TO BE DONE: Copy the data that follows exactly. Include no pictures.
────
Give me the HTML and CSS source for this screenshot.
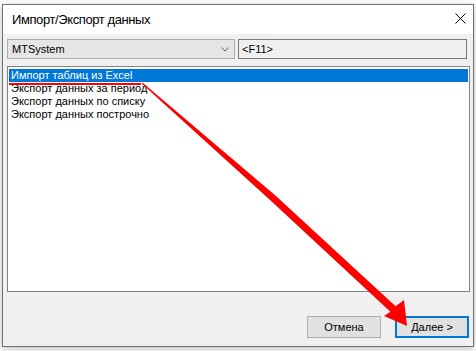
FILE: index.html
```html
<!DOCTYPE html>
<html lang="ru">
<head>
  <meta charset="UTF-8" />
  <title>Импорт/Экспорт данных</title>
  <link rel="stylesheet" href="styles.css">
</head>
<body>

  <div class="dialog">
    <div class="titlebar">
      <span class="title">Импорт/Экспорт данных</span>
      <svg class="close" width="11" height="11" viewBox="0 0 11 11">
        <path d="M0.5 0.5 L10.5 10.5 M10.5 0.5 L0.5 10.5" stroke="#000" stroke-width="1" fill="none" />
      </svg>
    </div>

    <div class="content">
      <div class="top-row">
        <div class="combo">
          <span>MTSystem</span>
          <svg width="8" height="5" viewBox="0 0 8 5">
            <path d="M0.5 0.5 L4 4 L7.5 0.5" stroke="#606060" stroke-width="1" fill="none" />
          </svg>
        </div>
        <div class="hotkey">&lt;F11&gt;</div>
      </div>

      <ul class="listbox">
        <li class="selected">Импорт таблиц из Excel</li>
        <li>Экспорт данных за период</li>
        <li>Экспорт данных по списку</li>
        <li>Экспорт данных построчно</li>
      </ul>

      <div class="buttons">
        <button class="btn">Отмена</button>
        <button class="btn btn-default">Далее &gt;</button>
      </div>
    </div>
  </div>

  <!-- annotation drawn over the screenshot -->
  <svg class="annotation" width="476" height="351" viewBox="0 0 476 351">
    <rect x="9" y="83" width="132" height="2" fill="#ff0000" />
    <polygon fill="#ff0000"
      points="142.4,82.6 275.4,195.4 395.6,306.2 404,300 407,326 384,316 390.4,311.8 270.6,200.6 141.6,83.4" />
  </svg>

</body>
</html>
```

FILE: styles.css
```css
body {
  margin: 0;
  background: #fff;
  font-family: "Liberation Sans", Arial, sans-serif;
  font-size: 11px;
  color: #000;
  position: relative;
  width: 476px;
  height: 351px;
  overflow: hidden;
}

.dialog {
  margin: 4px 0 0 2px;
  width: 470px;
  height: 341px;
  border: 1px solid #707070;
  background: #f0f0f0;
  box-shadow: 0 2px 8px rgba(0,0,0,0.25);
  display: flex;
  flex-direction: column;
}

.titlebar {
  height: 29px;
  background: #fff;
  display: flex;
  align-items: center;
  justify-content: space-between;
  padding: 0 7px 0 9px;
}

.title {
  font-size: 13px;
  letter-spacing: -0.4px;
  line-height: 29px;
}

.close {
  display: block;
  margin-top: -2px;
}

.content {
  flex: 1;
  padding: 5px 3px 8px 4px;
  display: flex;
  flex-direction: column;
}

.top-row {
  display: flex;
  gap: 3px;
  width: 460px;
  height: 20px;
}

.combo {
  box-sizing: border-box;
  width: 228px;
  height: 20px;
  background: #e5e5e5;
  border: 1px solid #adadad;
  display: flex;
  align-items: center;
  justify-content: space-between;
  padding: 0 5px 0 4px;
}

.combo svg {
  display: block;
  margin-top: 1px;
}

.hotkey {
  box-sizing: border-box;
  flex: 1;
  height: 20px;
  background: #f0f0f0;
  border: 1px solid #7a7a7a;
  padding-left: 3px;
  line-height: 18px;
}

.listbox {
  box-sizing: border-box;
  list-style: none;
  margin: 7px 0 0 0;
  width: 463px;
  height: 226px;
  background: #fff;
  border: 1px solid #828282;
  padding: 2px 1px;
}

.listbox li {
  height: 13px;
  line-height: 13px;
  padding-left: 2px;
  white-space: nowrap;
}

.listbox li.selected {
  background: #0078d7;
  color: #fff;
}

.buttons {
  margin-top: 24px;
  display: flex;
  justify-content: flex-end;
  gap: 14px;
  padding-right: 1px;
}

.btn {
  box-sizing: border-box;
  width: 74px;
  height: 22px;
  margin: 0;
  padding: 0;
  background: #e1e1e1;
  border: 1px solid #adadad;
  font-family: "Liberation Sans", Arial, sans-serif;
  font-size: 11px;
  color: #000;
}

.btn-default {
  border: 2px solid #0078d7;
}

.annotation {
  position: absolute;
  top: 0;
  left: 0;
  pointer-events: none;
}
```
────
ANSWER TO THIS EXERCISE:
Give me the HTML and CSS source for this screenshot.
FILE: index.html
```html
<!DOCTYPE html>
<html lang="ru">
<head>
  <meta charset="UTF-8" />
  <title>Импорт/Экспорт данных</title>
  <link rel="stylesheet" href="styles.css">
</head>
<body>

  <div class="dialog">
    <div class="titlebar">
      <span class="title">Импорт/Экспорт данных</span>
      <svg class="close" width="11" height="11" viewBox="0 0 11 11">
        <path d="M0.5 0.5 L10.5 10.5 M10.5 0.5 L0.5 10.5" stroke="#000" stroke-width="1" fill="none" />
      </svg>
    </div>

    <div class="content">
      <div class="top-row">
        <div class="combo">
          <span>MTSystem</span>
          <svg width="8" height="5" viewBox="0 0 8 5">
            <path d="M0.5 0.5 L4 4 L7.5 0.5" stroke="#606060" stroke-width="1" fill="none" />
          </svg>
        </div>
        <div class="hotkey">&lt;F11&gt;</div>
      </div>

      <ul class="listbox">
        <li class="selected">Импорт таблиц из Excel</li>
        <li>Экспорт данных за период</li>
        <li>Экспорт данных по списку</li>
        <li>Экспорт данных построчно</li>
      </ul>

      <div class="buttons">
        <button class="btn">Отмена</button>
        <button class="btn btn-default">Далее &gt;</button>
      </div>
    </div>
  </div>

  <!-- annotation drawn over the screenshot -->
  <svg class="annotation" width="476" height="351" viewBox="0 0 476 351">
    <rect x="9" y="83" width="132" height="2" fill="#ff0000" />
    <polygon fill="#ff0000"
      points="142.4,82.6 275.4,195.4 395.6,306.2 404,300 407,326 384,316 390.4,311.8 270.6,200.6 141.6,83.4" />
  </svg>

</body>
</html>
```

FILE: styles.css
```css
body {
  margin: 0;
  background: #fff;
  font-family: "Liberation Sans", Arial, sans-serif;
  font-size: 11px;
  color: #000;
  position: relative;
  width: 476px;
  height: 351px;
  overflow: hidden;
}

.dialog {
  margin: 4px 0 0 2px;
  width: 470px;
  height: 341px;
  border: 1px solid #707070;
  background: #f0f0f0;
  box-shadow: 0 2px 8px rgba(0,0,0,0.25);
  display: flex;
  flex-direction: column;
}

.titlebar {
  height: 29px;
  background: #fff;
  display: flex;
  align-items: center;
  justify-content: space-between;
  padding: 0 7px 0 9px;
}

.title {
  font-size: 13px;
  letter-spacing: -0.4px;
  line-height: 29px;
}

.close {
  display: block;
  margin-top: -2px;
}

.content {
  flex: 1;
  padding: 5px 3px 8px 4px;
  display: flex;
  flex-direction: column;
}

.top-row {
  display: flex;
  gap: 3px;
  width: 460px;
  height: 20px;
}

.combo {
  box-sizing: border-box;
  width: 228px;
  height: 20px;
  background: #e5e5e5;
  border: 1px solid #adadad;
  display: flex;
  align-items: center;
  justify-content: space-between;
  padding: 0 5px 0 4px;
}

.combo svg {
  display: block;
  margin-top: 1px;
}

.hotkey {
  box-sizing: border-box;
  flex: 1;
  height: 20px;
  background: #f0f0f0;
  border: 1px solid #7a7a7a;
  padding-left: 3px;
  line-height: 18px;
}

.listbox {
  box-sizing: border-box;
  list-style: none;
  margin: 7px 0 0 0;
  width: 463px;
  height: 226px;
  background: #fff;
  border: 1px solid #828282;
  padding: 2px 1px;
}

.listbox li {
  height: 13px;
  line-height: 13px;
  padding-left: 2px;
  white-space: nowrap;
}

.listbox li.selected {
  background: #0078d7;
  color: #fff;
}

.buttons {
  margin-top: 24px;
  display: flex;
  justify-content: flex-end;
  gap: 14px;
  padding-right: 1px;
}

.btn {
  box-sizing: border-box;
  width: 74px;
  height: 22px;
  margin: 0;
  padding: 0;
  background: #e1e1e1;
  border: 1px solid #adadad;
  font-family: "Liberation Sans", Arial, sans-serif;
  font-size: 11px;
  color: #000;
}

.btn-default {
  border: 2px solid #0078d7;
}

.annotation {
  position: absolute;
  top: 0;
  left: 0;
  pointer-events: none;
}
```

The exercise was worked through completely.